As crazy as the story of John Paul Getty negotiating down his kidnapped grandson’s ransom is, one of the craziest stories of 2017 has been Kevin Spacey being cut from and replaced in All the Money in the World just a month before its release. It feels wrong to call the outpouring of accusations against those who committed sexual assault a victory, simply because so many people had to suffer for us to get to this point. But were director Ridley Scott and newly signed star Christopher Plummer to pull this off, All the Money in the World would be one of the few victories of this industry wide scandal—proof that art didn’t have to suffer at the hands of the artists who committed these heinous acts. The Hollywood version of the story would have the film go down as a classic, but in reality, it just has to be merely good. And it is good, though just barely.

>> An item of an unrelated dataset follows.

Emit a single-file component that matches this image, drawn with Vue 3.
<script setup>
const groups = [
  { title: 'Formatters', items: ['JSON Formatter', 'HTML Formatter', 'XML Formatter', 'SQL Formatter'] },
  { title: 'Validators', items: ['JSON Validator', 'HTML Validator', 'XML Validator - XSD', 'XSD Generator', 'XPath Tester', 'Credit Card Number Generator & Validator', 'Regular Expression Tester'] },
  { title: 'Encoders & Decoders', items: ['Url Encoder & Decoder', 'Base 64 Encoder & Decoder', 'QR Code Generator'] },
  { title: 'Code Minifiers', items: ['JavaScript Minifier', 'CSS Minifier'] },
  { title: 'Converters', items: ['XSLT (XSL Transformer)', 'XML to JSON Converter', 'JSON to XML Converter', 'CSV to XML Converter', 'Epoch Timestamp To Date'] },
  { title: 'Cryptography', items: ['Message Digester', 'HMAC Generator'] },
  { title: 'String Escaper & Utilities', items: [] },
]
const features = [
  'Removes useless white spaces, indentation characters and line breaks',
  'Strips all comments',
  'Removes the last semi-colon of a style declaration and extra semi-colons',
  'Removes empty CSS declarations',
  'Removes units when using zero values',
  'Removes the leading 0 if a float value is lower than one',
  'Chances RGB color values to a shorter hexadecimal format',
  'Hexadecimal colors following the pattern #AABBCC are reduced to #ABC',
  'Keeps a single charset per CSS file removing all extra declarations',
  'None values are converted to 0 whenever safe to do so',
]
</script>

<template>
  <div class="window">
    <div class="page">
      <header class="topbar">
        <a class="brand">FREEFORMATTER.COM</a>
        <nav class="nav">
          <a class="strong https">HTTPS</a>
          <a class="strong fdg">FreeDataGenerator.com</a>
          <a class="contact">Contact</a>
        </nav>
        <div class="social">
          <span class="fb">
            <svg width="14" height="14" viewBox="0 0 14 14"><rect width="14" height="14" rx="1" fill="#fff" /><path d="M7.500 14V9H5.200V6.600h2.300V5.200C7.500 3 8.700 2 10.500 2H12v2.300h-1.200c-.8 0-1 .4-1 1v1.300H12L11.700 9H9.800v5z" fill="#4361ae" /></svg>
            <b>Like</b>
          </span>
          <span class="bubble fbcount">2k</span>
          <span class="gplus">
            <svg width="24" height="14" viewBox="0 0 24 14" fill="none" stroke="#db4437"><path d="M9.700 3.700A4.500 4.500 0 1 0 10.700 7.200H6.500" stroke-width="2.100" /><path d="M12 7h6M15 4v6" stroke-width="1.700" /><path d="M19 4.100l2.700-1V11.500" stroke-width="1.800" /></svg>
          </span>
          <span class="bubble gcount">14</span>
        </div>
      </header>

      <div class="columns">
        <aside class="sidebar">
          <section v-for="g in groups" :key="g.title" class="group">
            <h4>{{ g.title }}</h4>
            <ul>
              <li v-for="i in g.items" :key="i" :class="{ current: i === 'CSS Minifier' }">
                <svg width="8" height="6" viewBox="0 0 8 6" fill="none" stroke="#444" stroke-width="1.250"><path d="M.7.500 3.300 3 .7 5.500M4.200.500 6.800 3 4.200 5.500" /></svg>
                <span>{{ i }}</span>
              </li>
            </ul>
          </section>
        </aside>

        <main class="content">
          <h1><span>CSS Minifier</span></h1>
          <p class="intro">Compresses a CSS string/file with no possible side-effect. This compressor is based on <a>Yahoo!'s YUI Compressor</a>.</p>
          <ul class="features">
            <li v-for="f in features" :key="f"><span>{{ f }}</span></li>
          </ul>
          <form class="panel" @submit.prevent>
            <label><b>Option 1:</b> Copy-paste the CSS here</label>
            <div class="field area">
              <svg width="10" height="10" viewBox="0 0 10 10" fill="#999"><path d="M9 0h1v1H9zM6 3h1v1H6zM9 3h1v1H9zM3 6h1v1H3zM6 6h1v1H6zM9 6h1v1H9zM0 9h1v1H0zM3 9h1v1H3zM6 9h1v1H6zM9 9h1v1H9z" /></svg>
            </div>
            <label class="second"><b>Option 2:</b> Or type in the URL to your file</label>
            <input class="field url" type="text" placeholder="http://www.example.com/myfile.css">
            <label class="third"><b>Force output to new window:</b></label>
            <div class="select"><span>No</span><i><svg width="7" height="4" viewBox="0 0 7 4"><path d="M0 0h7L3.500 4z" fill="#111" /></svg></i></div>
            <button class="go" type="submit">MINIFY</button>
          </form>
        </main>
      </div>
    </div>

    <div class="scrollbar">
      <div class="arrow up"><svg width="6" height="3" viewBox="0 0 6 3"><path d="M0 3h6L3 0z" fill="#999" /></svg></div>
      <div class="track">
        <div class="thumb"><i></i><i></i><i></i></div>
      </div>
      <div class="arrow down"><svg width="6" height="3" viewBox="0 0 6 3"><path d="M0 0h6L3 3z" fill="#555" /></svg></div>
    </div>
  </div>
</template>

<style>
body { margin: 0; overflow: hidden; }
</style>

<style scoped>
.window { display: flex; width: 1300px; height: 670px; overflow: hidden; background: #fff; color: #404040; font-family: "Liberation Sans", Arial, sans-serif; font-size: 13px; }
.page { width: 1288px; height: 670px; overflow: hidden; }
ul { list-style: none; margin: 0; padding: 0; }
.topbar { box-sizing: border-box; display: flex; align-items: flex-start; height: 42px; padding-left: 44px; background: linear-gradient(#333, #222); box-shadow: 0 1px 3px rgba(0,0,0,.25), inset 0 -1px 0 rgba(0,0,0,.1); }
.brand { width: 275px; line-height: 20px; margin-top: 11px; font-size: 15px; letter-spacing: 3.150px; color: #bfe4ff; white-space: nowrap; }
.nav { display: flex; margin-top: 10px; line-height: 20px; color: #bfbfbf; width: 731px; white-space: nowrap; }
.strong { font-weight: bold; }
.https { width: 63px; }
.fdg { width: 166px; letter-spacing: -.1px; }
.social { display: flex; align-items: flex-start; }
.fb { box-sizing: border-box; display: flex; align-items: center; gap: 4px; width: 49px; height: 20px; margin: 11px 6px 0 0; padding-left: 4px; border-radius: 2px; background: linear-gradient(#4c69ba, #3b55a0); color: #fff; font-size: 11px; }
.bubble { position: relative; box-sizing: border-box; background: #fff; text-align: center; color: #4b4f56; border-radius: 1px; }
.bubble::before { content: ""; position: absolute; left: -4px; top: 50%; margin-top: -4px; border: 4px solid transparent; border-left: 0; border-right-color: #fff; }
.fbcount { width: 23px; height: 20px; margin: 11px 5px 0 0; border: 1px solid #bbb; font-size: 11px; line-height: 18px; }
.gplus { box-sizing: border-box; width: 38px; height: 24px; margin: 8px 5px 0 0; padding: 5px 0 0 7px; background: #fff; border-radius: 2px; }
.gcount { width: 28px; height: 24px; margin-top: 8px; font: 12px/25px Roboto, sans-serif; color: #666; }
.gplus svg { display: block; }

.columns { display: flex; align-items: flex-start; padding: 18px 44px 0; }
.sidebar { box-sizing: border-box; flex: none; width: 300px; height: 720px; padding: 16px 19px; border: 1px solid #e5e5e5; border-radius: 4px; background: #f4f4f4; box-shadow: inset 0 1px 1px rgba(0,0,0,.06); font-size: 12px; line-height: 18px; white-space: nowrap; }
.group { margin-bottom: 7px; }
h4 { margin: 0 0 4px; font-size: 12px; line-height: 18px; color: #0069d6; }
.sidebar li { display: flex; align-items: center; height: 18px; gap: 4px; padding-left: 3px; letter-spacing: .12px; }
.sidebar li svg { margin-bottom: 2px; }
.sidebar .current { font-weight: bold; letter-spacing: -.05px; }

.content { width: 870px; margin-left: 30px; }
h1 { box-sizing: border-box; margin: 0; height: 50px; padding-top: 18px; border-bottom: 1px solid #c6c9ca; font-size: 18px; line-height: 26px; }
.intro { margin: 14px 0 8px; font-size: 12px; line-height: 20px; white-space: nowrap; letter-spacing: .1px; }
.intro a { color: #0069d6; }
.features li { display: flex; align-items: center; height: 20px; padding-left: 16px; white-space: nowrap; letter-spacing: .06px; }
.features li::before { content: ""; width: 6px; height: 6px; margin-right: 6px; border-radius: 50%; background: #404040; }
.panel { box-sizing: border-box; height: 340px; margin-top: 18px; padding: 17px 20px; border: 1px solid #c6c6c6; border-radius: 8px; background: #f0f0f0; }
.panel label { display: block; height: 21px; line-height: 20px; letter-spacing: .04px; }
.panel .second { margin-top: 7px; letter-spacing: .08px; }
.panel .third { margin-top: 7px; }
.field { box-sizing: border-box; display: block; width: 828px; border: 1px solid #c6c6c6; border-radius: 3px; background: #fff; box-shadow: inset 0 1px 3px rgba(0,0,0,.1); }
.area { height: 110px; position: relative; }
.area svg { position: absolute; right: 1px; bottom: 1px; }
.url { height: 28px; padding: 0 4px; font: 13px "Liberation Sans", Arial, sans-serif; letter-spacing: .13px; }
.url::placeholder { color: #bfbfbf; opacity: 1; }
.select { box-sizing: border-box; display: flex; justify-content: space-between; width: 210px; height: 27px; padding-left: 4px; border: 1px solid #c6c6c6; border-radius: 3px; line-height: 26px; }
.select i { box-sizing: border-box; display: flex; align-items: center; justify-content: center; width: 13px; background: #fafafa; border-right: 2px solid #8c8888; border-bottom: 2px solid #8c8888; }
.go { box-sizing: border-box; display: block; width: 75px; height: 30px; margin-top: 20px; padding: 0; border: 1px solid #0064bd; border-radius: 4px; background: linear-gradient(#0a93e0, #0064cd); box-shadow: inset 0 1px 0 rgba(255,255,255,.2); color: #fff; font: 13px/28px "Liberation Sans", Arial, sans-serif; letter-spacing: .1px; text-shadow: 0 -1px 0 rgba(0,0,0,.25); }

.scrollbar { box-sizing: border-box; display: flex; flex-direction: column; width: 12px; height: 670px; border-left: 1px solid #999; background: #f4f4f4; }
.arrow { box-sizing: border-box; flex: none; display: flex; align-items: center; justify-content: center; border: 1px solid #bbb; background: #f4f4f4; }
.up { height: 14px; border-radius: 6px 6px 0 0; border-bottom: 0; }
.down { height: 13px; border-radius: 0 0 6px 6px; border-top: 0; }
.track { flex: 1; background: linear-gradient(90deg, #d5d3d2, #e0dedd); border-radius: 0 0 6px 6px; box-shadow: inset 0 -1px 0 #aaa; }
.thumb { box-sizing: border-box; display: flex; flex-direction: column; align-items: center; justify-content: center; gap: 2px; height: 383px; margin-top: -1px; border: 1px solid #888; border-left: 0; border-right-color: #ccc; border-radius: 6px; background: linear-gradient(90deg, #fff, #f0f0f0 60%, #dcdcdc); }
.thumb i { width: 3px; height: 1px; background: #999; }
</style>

Little about All the Money in the World‘s method of storytelling is enthralling, especially in the front half. Scott has rarely in his career been so torn between strong ideas and tension building, to the point where he doesn’t quite succeed in either at the start. As told here, the story of John Paul Getty III’s (Charlie Plummer) kidnapping in Rome in 1973, the event that starts the film, puts forward an effort to examine greed and celebrity. Through flashbacks, we meet J. Paul Getty (Christopher Plummer) as he extends an olive branch to his estranged son (Andrew Buchan) and his wife Gail Harris (Michelle Williams). But once his son gets involved in drugs and Gail divorces him, that olive branch snaps. This flashback-heavy portion of the film feels like Scott is jumping from one important piece of historical context to the next, without ever really pausing to let any of them resonate.

That’s where Plummer comes in, playing the notoriously frugal multi-billionaire with a touch of humanity beneath his calculated coldness. (It’s hard not to wonder if Spacey, given his recent Frank Underwood-style typecast, elicited a comparable level of nuance. Likely not.) He’s the glue that holds the film and all its ideas together, at least until the tension kicks in.

Once firmly focusing on the rescue effort of John Paul Getty III, the film’s narrative finds its footing in the difficult negotiations between the Getty estate, overseen by former CIA operative Fletcher Chase (Mark Wahlberg), and the boy’s captors. Scott puts on display his usual strengths honed over decades of filmmaking. There are some incredibly tense scenes here, though they’re successful more for how Scott builds his scenes than how he builds his characters.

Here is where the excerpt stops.